Written exercise =
Tally up the lines that include "React" and state that number by itself.

Source excerpt =
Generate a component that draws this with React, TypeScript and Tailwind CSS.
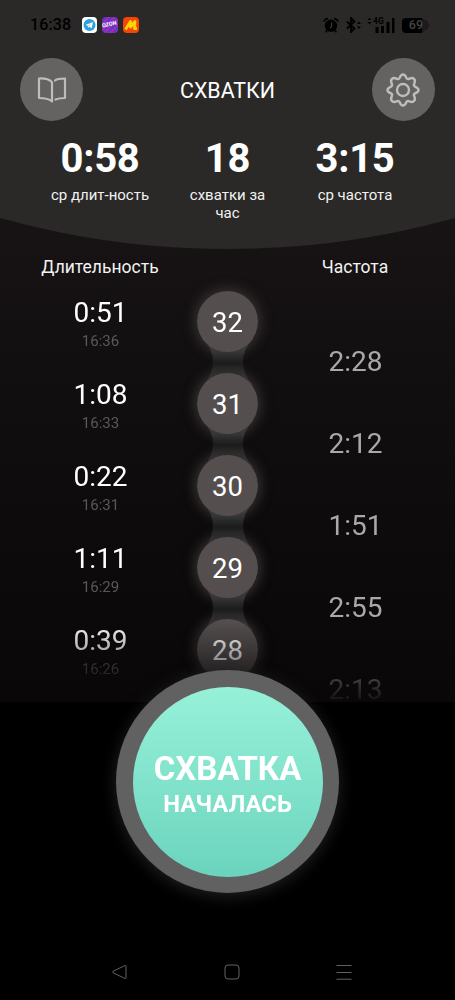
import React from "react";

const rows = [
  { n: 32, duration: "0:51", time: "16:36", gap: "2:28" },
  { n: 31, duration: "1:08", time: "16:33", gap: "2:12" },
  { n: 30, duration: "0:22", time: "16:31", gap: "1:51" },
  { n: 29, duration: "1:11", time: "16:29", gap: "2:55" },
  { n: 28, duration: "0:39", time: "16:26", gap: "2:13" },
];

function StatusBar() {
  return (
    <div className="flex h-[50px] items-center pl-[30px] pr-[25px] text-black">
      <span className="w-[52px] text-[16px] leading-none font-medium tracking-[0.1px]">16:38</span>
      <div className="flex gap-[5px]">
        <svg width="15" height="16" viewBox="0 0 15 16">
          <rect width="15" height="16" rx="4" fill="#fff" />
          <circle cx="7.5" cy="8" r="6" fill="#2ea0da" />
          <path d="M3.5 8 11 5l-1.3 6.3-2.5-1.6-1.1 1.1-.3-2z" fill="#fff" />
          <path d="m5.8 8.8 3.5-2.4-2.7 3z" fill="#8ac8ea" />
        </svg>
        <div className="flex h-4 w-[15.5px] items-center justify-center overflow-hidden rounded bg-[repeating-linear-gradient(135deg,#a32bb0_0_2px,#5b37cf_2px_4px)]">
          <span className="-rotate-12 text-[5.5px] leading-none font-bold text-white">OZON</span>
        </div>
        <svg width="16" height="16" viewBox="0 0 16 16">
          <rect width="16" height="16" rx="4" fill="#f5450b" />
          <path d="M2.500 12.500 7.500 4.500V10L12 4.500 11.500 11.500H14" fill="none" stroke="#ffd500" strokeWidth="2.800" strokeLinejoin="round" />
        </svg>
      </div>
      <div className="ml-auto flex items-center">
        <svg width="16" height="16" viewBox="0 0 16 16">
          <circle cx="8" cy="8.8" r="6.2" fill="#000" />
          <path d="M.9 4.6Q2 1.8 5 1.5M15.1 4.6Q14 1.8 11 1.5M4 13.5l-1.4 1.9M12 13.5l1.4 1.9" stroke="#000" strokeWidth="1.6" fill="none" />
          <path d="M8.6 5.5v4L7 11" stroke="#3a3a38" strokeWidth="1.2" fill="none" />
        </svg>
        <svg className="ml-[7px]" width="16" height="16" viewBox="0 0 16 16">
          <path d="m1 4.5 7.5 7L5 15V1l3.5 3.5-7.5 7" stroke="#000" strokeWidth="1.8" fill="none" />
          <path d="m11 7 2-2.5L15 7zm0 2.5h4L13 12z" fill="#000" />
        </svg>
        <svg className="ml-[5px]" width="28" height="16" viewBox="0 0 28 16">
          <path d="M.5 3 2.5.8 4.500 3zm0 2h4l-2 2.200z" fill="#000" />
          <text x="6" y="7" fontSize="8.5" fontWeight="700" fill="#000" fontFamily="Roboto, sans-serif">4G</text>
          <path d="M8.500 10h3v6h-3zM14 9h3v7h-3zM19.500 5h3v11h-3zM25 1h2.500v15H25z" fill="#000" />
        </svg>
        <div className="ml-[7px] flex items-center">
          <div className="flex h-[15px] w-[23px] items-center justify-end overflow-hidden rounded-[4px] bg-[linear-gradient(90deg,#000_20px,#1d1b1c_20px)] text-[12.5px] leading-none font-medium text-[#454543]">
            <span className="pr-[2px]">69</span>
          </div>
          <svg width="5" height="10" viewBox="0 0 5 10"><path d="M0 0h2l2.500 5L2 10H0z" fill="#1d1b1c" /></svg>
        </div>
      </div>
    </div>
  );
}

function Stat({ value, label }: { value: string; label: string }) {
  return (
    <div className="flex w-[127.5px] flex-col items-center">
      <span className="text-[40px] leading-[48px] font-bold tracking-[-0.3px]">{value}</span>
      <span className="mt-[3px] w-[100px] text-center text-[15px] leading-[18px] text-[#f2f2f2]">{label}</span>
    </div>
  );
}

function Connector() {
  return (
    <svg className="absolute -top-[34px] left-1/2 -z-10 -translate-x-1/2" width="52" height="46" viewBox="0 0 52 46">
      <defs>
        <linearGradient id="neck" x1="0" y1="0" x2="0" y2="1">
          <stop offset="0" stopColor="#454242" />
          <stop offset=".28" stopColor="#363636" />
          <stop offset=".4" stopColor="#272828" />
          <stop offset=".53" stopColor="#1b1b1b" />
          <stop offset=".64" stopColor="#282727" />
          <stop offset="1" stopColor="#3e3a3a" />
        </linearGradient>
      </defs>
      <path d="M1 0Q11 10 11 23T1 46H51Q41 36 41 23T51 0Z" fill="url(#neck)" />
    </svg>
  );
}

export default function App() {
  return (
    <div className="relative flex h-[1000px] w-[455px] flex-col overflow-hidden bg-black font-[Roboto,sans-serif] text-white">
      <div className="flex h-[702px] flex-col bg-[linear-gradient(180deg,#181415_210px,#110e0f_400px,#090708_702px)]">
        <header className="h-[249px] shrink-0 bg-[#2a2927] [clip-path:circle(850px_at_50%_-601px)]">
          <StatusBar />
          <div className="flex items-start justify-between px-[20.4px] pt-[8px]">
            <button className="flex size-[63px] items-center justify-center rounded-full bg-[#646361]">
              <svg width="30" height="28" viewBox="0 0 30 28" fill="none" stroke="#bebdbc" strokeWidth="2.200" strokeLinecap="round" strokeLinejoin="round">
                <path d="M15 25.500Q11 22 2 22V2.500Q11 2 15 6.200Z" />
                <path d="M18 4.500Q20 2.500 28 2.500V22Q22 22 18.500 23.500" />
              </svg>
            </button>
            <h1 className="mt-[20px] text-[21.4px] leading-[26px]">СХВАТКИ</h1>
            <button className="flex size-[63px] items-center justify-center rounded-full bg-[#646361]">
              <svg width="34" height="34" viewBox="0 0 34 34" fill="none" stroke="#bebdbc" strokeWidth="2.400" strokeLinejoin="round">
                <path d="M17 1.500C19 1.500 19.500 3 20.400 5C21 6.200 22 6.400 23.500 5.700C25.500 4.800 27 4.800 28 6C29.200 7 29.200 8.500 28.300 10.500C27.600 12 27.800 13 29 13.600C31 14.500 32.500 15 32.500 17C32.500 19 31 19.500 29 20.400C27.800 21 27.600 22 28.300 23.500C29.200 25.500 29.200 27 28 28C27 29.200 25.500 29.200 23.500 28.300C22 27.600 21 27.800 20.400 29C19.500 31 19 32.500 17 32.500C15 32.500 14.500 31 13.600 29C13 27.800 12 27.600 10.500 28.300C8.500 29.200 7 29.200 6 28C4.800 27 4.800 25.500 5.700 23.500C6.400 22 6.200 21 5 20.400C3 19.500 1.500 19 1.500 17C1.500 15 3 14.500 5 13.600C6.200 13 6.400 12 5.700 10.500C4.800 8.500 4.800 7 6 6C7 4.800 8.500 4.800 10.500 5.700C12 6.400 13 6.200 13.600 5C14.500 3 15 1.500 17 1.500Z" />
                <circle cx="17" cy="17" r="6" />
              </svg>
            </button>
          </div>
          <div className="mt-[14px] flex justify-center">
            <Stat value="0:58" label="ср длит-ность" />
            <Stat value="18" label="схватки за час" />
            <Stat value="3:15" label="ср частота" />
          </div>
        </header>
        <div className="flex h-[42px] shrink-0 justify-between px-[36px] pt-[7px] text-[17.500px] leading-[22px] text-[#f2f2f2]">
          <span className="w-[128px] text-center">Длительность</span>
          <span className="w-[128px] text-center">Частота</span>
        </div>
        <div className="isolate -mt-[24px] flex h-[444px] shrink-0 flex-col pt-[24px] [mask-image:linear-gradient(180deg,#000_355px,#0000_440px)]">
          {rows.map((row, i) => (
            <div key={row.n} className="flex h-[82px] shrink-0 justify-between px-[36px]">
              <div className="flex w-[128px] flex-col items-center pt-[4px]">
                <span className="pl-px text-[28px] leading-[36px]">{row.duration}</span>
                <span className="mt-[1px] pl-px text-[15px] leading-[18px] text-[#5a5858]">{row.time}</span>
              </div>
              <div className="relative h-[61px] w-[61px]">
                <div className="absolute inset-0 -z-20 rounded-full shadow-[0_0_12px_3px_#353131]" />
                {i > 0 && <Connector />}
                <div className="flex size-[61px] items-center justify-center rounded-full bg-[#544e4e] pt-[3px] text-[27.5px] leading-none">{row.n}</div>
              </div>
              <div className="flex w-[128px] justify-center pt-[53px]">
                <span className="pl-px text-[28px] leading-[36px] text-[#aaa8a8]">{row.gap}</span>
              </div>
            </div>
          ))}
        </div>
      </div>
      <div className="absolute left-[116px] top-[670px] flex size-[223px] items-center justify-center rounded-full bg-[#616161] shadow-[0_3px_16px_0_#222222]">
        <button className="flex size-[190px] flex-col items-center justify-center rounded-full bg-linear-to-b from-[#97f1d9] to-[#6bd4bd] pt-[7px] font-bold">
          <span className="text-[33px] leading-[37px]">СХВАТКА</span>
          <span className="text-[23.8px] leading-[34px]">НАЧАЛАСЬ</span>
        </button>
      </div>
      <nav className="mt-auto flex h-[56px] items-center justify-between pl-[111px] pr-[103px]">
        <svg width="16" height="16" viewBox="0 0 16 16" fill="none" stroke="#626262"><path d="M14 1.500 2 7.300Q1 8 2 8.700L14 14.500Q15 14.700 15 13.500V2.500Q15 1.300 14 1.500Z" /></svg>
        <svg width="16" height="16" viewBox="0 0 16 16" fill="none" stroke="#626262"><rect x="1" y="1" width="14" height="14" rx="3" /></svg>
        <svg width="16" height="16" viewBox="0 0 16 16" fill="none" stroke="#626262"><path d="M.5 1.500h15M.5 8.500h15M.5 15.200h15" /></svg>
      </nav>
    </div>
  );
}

Exercise output =
2